Overview
- Manufacturer: Industrias del Transporte Automotor
- Production: 1960-1963: 142 built
- Assembly: Argentina: Córdoba;
- Designer: Emil Rufilius

Body and chassis
- Class: Compact car
- Body style: 2-door saloon; 2-door coupé (prototype only;
- Layout: Rear-engine, rear-wheel-drive layout
- Related: Porsche 356; Volkswagen Karmann Ghia;

Powertrain
- Engine: 1498 cc H4 (Petrol);
- Transmission: 4-speed manual transaxle;

Dimensions
- Wheelbase: 2,400 mm (94.5 in)
- Length: 4,320 mm (170.1 in)
- Width: 1,540 mm (60.6 in)
- Curb weight: 880 kg (1,940 lb)

= Zunder 1500 =

The Zunder, which means "tinder" in German, was a passenger car produced by the Argentine company Industrias del Transporte Automotor between 1960 and 1963.

==History and description==

The Zunder 1500 was an attempt by Nelson José and Eligio Bongiovanni to take advantage of the growing demand for cheap and widely available means of transportation in Argentina. Owning a car factory in Córdoba, they set out to build their own unique car in 1960. Under the direction of engineer Emil Rufilius a small 2-door saloon was created, based around a Porsche-sourced drivetrain. This affiliation with Porsche was later used in an advertising campaign.

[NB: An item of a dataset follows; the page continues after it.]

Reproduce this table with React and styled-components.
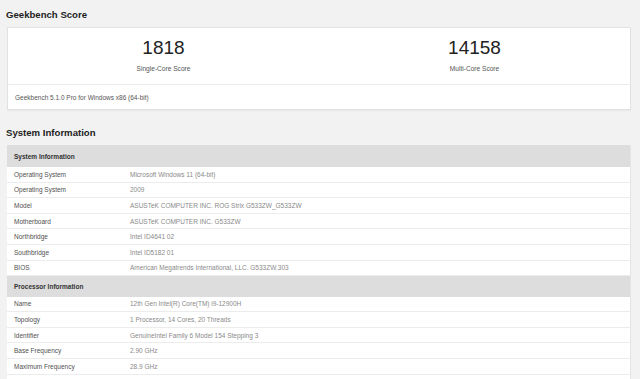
import styled, { createGlobalStyle } from "styled-components";

const GlobalStyle = createGlobalStyle`
  body {
    margin: 0;
    background: #f2f2f2;
    font-family: "Liberation Sans", Arial, sans-serif;
  }
`;

const scores = [
  { value: "1818", label: "Single-Core Score" },
  { value: "14158", label: "Multi-Core Score" },
];

const sections = [
  {
    title: "System Information",
    rows: [
      ["Operating System", "Microsoft Windows 11 (64-bit)"],
      ["Operating System", "2009"],
      ["Model", "ASUSTeK COMPUTER INC. ROG Strix G533ZW_G533ZW"],
      ["Motherboard", "ASUSTeK COMPUTER INC. G533ZW"],
      ["Northbridge", "Intel ID4641 02"],
      ["Southbridge", "Intel ID5182 01"],
      ["BIOS", "American Megatrends International, LLC. G533ZW.303"],
    ],
  },
  {
    title: "Processor Information",
    rows: [
      ["Name", "12th Gen Intel(R) Core(TM) i9-12900H"],
      ["Topology", "1 Processor, 14 Cores, 20 Threads"],
      ["Identifier", "GenuineIntel Family 6 Model 154 Stepping 3"],
      ["Base Frequency", "2.90 GHz"],
      ["Maximum Frequency", "28.9 GHz"],
    ],
  },
];

export default function App() {
  return (
    <Page>
      <GlobalStyle />
      <Title>Geekbench Score</Title>
      <Card>
        <ScoreRow>
          {scores.map((s) => (
            <Score key={s.label}>
              <ScoreValue>{s.value}</ScoreValue>
              <ScoreLabel>{s.label}</ScoreLabel>
            </Score>
          ))}
        </ScoreRow>
        <CardFooter>Geekbench 5.1.0 Pro for Windows x86 (64-bit)</CardFooter>
      </Card>

      <Title $top={16}>System Information</Title>
      <Table>
        {sections.map((sec, i) => (
          <div key={sec.title}>
            <SectionHead $tall={i === 0}>{sec.title}</SectionHead>
            {sec.rows.map(([k, v], j) => (
              <Row key={j}>
                <Key>{k}</Key>
                <Value>{v}</Value>
              </Row>
            ))}
          </div>
        ))}
        <Row />
      </Table>
    </Page>
  );
}

const Page = styled.div`
  padding: 0 9px 0 7px;
  height: 379px;
  overflow: hidden;
`;

const Title = styled.h2`
  margin: ${(p) => p.$top || 8}px 0 5px -1px;
  font-size: 9.6px;
  line-height: 14px;
  font-weight: 700;
  color: #222;
`;

const Card = styled.div`
  background: #fff;
  border: 1px solid #e2e2e2;
  box-shadow: 0 1px 1px rgba(0, 0, 0, 0.04);
`;

const ScoreRow = styled.div`
  display: grid;
  grid-template-columns: 1fr 1fr;
  height: 56px;
  border-bottom: 1px solid #ececec;
`;

const Score = styled.div`
  display: flex;
  flex-direction: column;
  align-items: center;
  padding-top: 9px;
`;

const ScoreValue = styled.div`
  font-size: 19px;
  line-height: 22px;
  color: #222;
`;

const ScoreLabel = styled.div`
  margin-top: 5px;
  font-size: 6.6px;
  line-height: 10px;
  color: #555;
`;

const CardFooter = styled.div`
  height: 24px;
  display: flex;
  align-items: center;
  padding-left: 7px;
  font-size: 6.5px;
  color: #555;
`;

const Table = styled.div`
  background: #fff;
  border-right: 1px solid #e4e4e4;
`;

const SectionHead = styled.div`
  height: ${(p) => (p.$tall ? 22 : 20.5)}px;
  display: flex;
  align-items: center;
  padding-left: 7px;
  background: #dddddd;
  font-size: 6.5px;
  font-weight: 700;
  color: #333;
`;

const Row = styled.div`
  display: grid;
  grid-template-columns: 116px 1fr;
  align-items: center;
  height: 14.6px;
  padding-left: 7px;
  border-bottom: 1px solid #ececec;
  font-size: 6.5px;
`;

const Key = styled.div`
  color: #505050;
`;

const Value = styled.div`
  color: #8a8a8a;
`;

The body of the 1500 was made of plastic resulting in a kerb weight of only 880 kg. It was distinguished by the characteristic oblique arrangement of the headlights and negatively tilted C-pillars resulting in a wrap-around rear windscreen. The rear-engine, rear-wheel drivetrain consisted of a 4-speed transaxle mated to a 1.5 L overhead valve flat-4 engine from the Porsche 356. Developing 57 bhp, it was able to propel the 1500 to a maximum speed of 150 km/h (93 mph).

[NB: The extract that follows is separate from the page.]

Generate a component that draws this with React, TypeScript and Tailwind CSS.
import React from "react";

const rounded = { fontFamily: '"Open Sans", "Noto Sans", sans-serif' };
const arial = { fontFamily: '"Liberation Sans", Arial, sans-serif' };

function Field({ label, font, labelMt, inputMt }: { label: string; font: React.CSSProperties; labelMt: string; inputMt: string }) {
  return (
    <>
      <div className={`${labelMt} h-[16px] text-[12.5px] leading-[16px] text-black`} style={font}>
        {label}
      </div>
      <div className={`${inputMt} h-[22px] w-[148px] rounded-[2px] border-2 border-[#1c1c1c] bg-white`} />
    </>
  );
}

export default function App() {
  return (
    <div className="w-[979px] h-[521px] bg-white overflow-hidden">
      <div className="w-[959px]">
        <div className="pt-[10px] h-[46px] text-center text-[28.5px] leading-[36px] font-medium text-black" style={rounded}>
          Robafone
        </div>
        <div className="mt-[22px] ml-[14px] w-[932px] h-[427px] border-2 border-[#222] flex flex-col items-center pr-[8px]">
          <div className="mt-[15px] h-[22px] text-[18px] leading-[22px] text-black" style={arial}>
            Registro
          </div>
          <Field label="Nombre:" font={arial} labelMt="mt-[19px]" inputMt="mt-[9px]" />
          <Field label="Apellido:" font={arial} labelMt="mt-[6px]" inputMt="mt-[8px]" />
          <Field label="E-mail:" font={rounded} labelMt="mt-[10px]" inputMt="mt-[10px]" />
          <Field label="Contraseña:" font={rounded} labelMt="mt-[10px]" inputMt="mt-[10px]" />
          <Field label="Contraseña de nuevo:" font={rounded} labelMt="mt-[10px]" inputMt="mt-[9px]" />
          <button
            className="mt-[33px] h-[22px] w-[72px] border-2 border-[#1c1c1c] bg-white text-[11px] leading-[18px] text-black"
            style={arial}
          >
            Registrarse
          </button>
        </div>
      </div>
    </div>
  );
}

The 1500 premiered in September, 1960 during a gala at the Alvear Palace Hotel. A coupé variant, very similar in appearance to the Volkswagen Karmann Ghia, was also unveiled during the gala. Soon after deliveries of the Zunder sedan began. However, the coupé did not go beyond the prototype stage.

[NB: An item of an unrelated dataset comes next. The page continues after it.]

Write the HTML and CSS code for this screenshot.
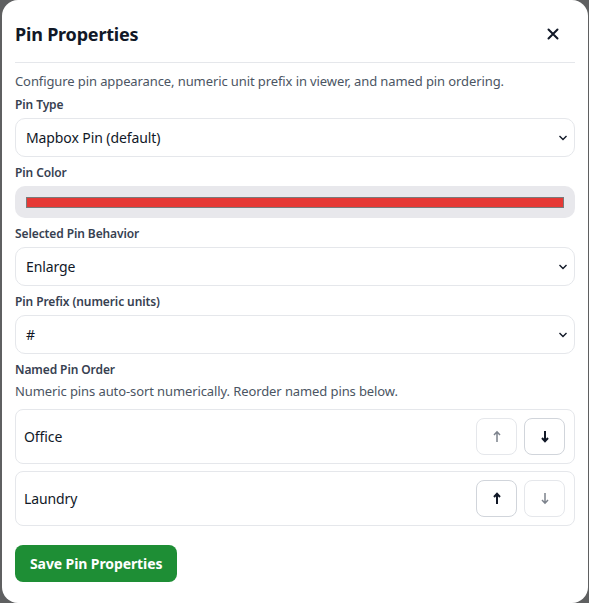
FILE: index.html
```html
<!DOCTYPE html>
<html lang="en">
<head>
<meta charset="utf-8">
<title>Pin Properties</title>
<link rel="stylesheet" href="styles.css">
</head>
<body>
<div class="modal">
  <div class="header">
    <h2 class="title">Pin Properties</h2>
    <button class="close" aria-label="Close">
      <svg width="12" height="12" viewBox="0 0 12 12"><path d="M1.5 1.5 L10.5 10.5 M10.5 1.5 L1.5 10.5" stroke="#111827" stroke-width="2" stroke-linecap="round"/></svg>
    </button>
  </div>
  <div class="body">
    <p class="desc">Configure pin appearance, numeric unit prefix in viewer, and named pin ordering.</p>

    <div class="field">
      <div class="label">Pin Type</div>
      <div class="select"><span>Mapbox Pin (default)</span><svg class="chev" width="10" height="6" viewBox="0 0 10 6"><path d="M1.5 1 L5 4.5 L8.5 1" fill="none" stroke="#111827" stroke-width="1.4"/></svg></div>
    </div>

    <div class="field">
      <div class="label">Pin Color</div>
      <div class="color"><div class="swatch"></div></div>
    </div>

    <div class="field">
      <div class="label">Selected Pin Behavior</div>
      <div class="select"><span>Enlarge</span><svg class="chev" width="10" height="6" viewBox="0 0 10 6"><path d="M1.5 1 L5 4.5 L8.5 1" fill="none" stroke="#111827" stroke-width="1.4"/></svg></div>
    </div>

    <div class="field">
      <div class="label">Pin Prefix (numeric units)</div>
      <div class="select"><span>#</span><svg class="chev" width="10" height="6" viewBox="0 0 10 6"><path d="M1.5 1 L5 4.5 L8.5 1" fill="none" stroke="#111827" stroke-width="1.4"/></svg></div>
    </div>

    <div class="field">
      <div class="label">Named Pin Order</div>
      <p class="hint">Numeric pins auto-sort numerically. Reorder named pins below.</p>
      <div class="rows">
        <div class="row">
          <span class="name">Office</span>
          <div class="btns">
            <button class="mv off" aria-label="Move up"><svg width="10" height="13" viewBox="0 0 10 13"><path d="M5 12 V2 M2 5 L5 1.8 L8 5" fill="none" stroke="currentColor" stroke-width="1.5"/></svg></button>
            <button class="mv" aria-label="Move down"><svg width="10" height="13" viewBox="0 0 10 13"><path d="M5 1 V11 M2 8 L5 11.2 L8 8" fill="none" stroke="currentColor" stroke-width="2"/></svg></button>
          </div>
        </div>
        <div class="row">
          <span class="name">Laundry</span>
          <div class="btns">
            <button class="mv" aria-label="Move up"><svg width="10" height="13" viewBox="0 0 10 13"><path d="M5 12 V2 M2 5 L5 1.8 L8 5" fill="none" stroke="currentColor" stroke-width="2"/></svg></button>
            <button class="mv off" aria-label="Move down"><svg width="10" height="13" viewBox="0 0 10 13"><path d="M5 1 V11 M2 8 L5 11.2 L8 8" fill="none" stroke="currentColor" stroke-width="1.5"/></svg></button>
          </div>
        </div>
      </div>
    </div>

    <button class="save">Save Pin Properties</button>
  </div>
</div>
</body>
</html>
```

FILE: styles.css
```css
* { box-sizing: border-box; }
html, body { margin: 0; padding: 0; }
body {
  background: #5f6061;
  font-family: "Noto Sans", "Open Sans", sans-serif;
  letter-spacing: -0.1px;
  color: #111827;
  width: 589px;
  height: 603px;
  overflow: hidden;
  padding-left: 2px;
}
.modal {
  width: 586px;
  height: 603px;
  background: #ffffff;
  border-radius: 16px;
  padding: 0 13px;
}
.header {
  display: flex;
  align-items: center;
  justify-content: space-between;
  padding: 22px 0 16px;
  border-bottom: 1px solid #e5e7eb;
}
.title {
  margin: 0;
  font-size: 18px;
  line-height: 24px;
  font-weight: 700;
  letter-spacing: -0.2px;
  color: #111827;
}
.close {
  border: 0;
  background: transparent;
  padding: 0;
  width: 24px;
  height: 24px;
  display: flex;
  align-items: center;
  justify-content: center;
  margin-right: 10px;
}
.body { padding-top: 9px; }
.desc {
  margin: 0 0 7px;
  font-size: 13px;
  line-height: 18px;
  color: #4b5563;
}
.field { margin-bottom: 8px; }
.label {
  font-size: 12px;
  line-height: 16px;
  font-weight: 600;
  color: #374151;
  margin-bottom: 5px;
}
.select {
  height: 39px;
  border: 1px solid #e5e7eb;
  border-radius: 10px;
  display: flex;
  align-items: center;
  justify-content: space-between;
  padding: 0 6px 0 10px;
  font-size: 14px;
  color: #111827;
}
.color {
  height: 32px;
  background: #e8e8ec;
  border-radius: 10px;
  display: flex;
  align-items: center;
  padding: 0 11px;
}
.swatch {
  flex: 1;
  height: 11px;
  background: #e53935;
  border: 1px solid #7a7a7a;
}
.hint {
  margin: -1px 0 9px;
  font-size: 13px;
  line-height: 18px;
  color: #4b5563;
}
.rows { display: flex; flex-direction: column; gap: 7px; }
.row {
  height: 55px;
  border: 1px solid #e5e7eb;
  border-radius: 8px;
  display: flex;
  align-items: center;
  justify-content: space-between;
  padding: 0 9px 0 8px;
}
.name { font-size: 14px; color: #111827; }
.btns { display: flex; gap: 7px; }
.mv {
  width: 41px;
  height: 37px;
  border: 1px solid #d1d5db;
  border-radius: 8px;
  background: #ffffff;
  color: #111827;
  display: flex;
  align-items: center;
  justify-content: center;
  padding: 0;
}
.mv.off { border-color: #e5e7eb; color: #7c828c; }
.save {
  margin-top: 11px;
  height: 37px;
  padding: 0 15px;
  border: 0;
  border-radius: 8px;
  background: #1e8e35;
  color: #ffffff;
  font-family: inherit;
  letter-spacing: inherit;
  font-size: 14px;
  font-weight: 700;
}
```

A total of about 200 cars were built. The creation of a sales and service network exceeded the financial capabilities of the company, leading to its demise in 1963.

==Specifications==

===Engine===
- Manufacturer: Porsche
- Layout: flat-four
- Cooling: air-cooled
- Valve train: pushrod OHV, 2 valves per cylinder
- Displacement: 1488 cc
- Bore × stroke: 80.00 mm x 74.00 mm
- Compression ratio: 7.0:1
- Fuel delivery: 1 Solex 32 BPL carburettor
- Maximum power output: 58 hp (43 kW) at 4800 rpm

===Performance===
- Maximum speed: 150 km/h (93 mph)

===Braking system===
- Front: drums
- Rear: drums

===Dimensions and weight===
- Wheelbase: 2,400 mm (94.5 in)
- Length: 4,320 mm (170.1 in)
- Width: 1,540 mm (60.6 in)
- Height: 1,490 mm (58.7 in)
- Curb weight: 880 kg (1,940 lb)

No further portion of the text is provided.